Camille Francois, the chief innovation officer at Graphika, said that by operating with “high operational security,” Secondary Infektion was able to evade detection for longer than other Russian influence operations. She called the campaign “difficult to comprehensively uncover.”

But the group’s efforts to cover its tracks came at a price. Secondary Infektion struggled to win a large online audience for its messages. The majority of the more than 2,500 posts made by the people behind the campaign were largely ignored, including 47 relating to the 2016 US election, Ms Francois said.

Congressional investigators have previously found Russian interference in the 2016 election. Those efforts included activity by a Russian firm, called the Internet Research Agency, that ran a far-reaching social media disinformation operation. Federal authorities also linked cyberattacks and leaks orchestrated against members of the Democratic Party to one of Russia’s intelligence services.

Graphika’s report into Secondary Infektion shows that the interference efforts may have been even more widespread than previously reported, even as it underscores that all such efforts don’t necessarily have a massive impact, said Thomas Rid, a professor at Johns Hopkins University who studies disinformation.

Secondary Infektion also specialised in potentially more explosive information, publishing fake documents online that it claimed were blockbuster leaks from real sources, something that it did with unprecedented persistence, Ms. Francois said. It may still be active, she said. The Internet Research Agency was focused more in creating memes, online images aimed at stirring controversy.

Aspects of Secondary Infektion’s operations have been detailed previously, but Graphika’s report is the first to trace its activities back to 2014 and to show the group’s involvement in the 2016 presidential campaign, the research group said.

Efforts by social-media companies to more effectively spot information operations in the wake of those elections may have spurred Secondary Infektion to change tactics, Graphika said. Starting in 2016, the group tightened operational security and essentially stopped posting documents from the same accounts.

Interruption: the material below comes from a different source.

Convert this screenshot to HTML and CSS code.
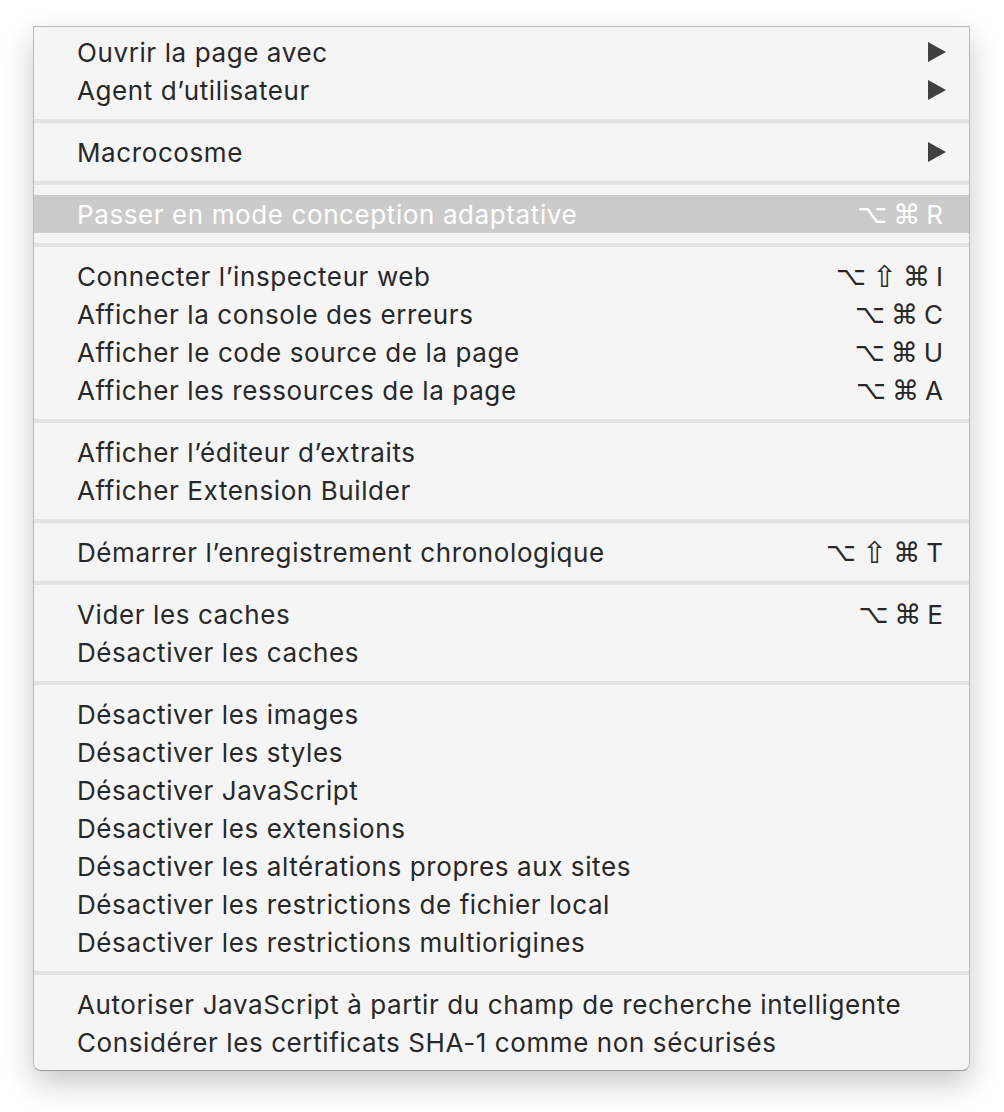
FILE: index.html
```html
<!DOCTYPE html>
<html lang="fr">
<head>
<meta charset="utf-8">
<title>Menu Développement</title>
<link rel="stylesheet" href="styles.css">
</head>
<body>
<div class="menu">
  <div class="row"><span class="label">Ouvrir la page avec</span><svg class="arrow" viewBox="0 0 18 20"><polygon points="0,0 18,10 0,20"/></svg></div>
  <div class="row"><span class="label">Agent d’utilisateur</span><svg class="arrow" viewBox="0 0 18 20"><polygon points="0,0 18,10 0,20"/></svg></div>
  <div class="sep"></div>
  <div class="row"><span class="label">Macrocosme</span><svg class="arrow" viewBox="0 0 18 20"><polygon points="0,0 18,10 0,20"/></svg></div>
  <div class="sep"></div>
  <div class="row active"><span class="label">Passer en mode conception adaptative</span><span class="keys"><span class="k opt">⌥</span><span class="k cmd">⌘</span><span class="k">R</span></span></div>
  <div class="sep"></div>
  <div class="row"><span class="label">Connecter l’inspecteur web</span><span class="keys"><span class="k opt">⌥</span><span class="k shift">⇧</span><span class="k cmd">⌘</span><span class="k">I</span></span></div>
  <div class="row"><span class="label">Afficher la console des erreurs</span><span class="keys"><span class="k opt">⌥</span><span class="k cmd">⌘</span><span class="k">C</span></span></div>
  <div class="row"><span class="label">Afficher le code source de la page</span><span class="keys"><span class="k opt">⌥</span><span class="k cmd">⌘</span><span class="k">U</span></span></div>
  <div class="row"><span class="label">Afficher les ressources de la page</span><span class="keys"><span class="k opt">⌥</span><span class="k cmd">⌘</span><span class="k">A</span></span></div>
  <div class="sep"></div>
  <div class="row"><span class="label">Afficher l’éditeur d’extraits</span></div>
  <div class="row"><span class="label">Afficher Extension Builder</span></div>
  <div class="sep"></div>
  <div class="row"><span class="label">Démarrer l’enregistrement chronologique</span><span class="keys"><span class="k opt">⌥</span><span class="k shift">⇧</span><span class="k cmd">⌘</span><span class="k">T</span></span></div>
  <div class="sep"></div>
  <div class="row"><span class="label">Vider les caches</span><span class="keys"><span class="k opt">⌥</span><span class="k cmd">⌘</span><span class="k">E</span></span></div>
  <div class="row"><span class="label">Désactiver les caches</span></div>
  <div class="sep"></div>
  <div class="row"><span class="label">Désactiver les images</span></div>
  <div class="row"><span class="label">Désactiver les styles</span></div>
  <div class="row"><span class="label">Désactiver JavaScript</span></div>
  <div class="row"><span class="label">Désactiver les extensions</span></div>
  <div class="row"><span class="label">Désactiver les altérations propres aux sites</span></div>
  <div class="row"><span class="label">Désactiver les restrictions de fichier local</span></div>
  <div class="row"><span class="label">Désactiver les restrictions multiorigines</span></div>
  <div class="sep"></div>
  <div class="row"><span class="label">Autoriser JavaScript à partir du champ de recherche intelligente</span></div>
  <div class="row"><span class="label">Considérer les certificats SHA-1 comme non sécurisés</span></div>
</div>
</body>
</html>
```

FILE: styles.css
```css
html, body {
  margin: 0;
  padding: 0;
  background: #ffffff;
}

body {
  min-height: 1112px;
  box-sizing: border-box;
  padding: 26px 0 0 33px;
  font-family: Inter, "Noto Sans", sans-serif;
}

.menu {
  width: 935px;
  background: #f5f5f5;
  border: 1px solid #b9b9b9;
  border-bottom-color: #999999;
  border-radius: 0 0 8px 8px;
  padding: 6px 0 9px;
  box-shadow: 0 12px 30px rgba(0, 0, 0, 0.22);
}

.row {
  height: 38px;
  display: flex;
  align-items: center;
  justify-content: space-between;
  padding: 0 26px 0 43px;
  color: #282828;
  font-size: 26px;
  letter-spacing: 0.6px;
}

.label {
  white-space: nowrap;
}

.row.active {
  background: #cbcbcb;
  color: #ffffff;
}

.arrow {
  width: 18px;
  height: 20px;
  margin-right: -3px;
  fill: #404040;
}

.keys {
  display: inline-flex;
  align-items: center;
  gap: 6px;
  letter-spacing: 0;
}

.k {
  font-size: 26px;
}

.k.opt,
.k.cmd,
.k.shift {
  font-family: "DejaVu Sans", sans-serif;
}

.k.opt {
  font-size: 26px;
}

.k.cmd {
  font-size: 27px;
}

.k.shift {
  font-size: 30px;
}

.sep {
  height: 4px;
  margin: 10px 0;
  background: #e3e3e3;
}
```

And many of its messages may have failed to take off because of sloppiness that belied Secondary Infektion’s operational sophistication. Many posts were outlandish or contained obvious mistakes which discredited them. In a letter purportedly written by the Director General of the Swedish Defence Research Agency Jan-Olof Lind, the director’s surname name was misspelled as Lindt. “Maybe if they’d learned to spell the names of the politicians they were impersonating, it might have gone a bit better,” Mr Nimmo said.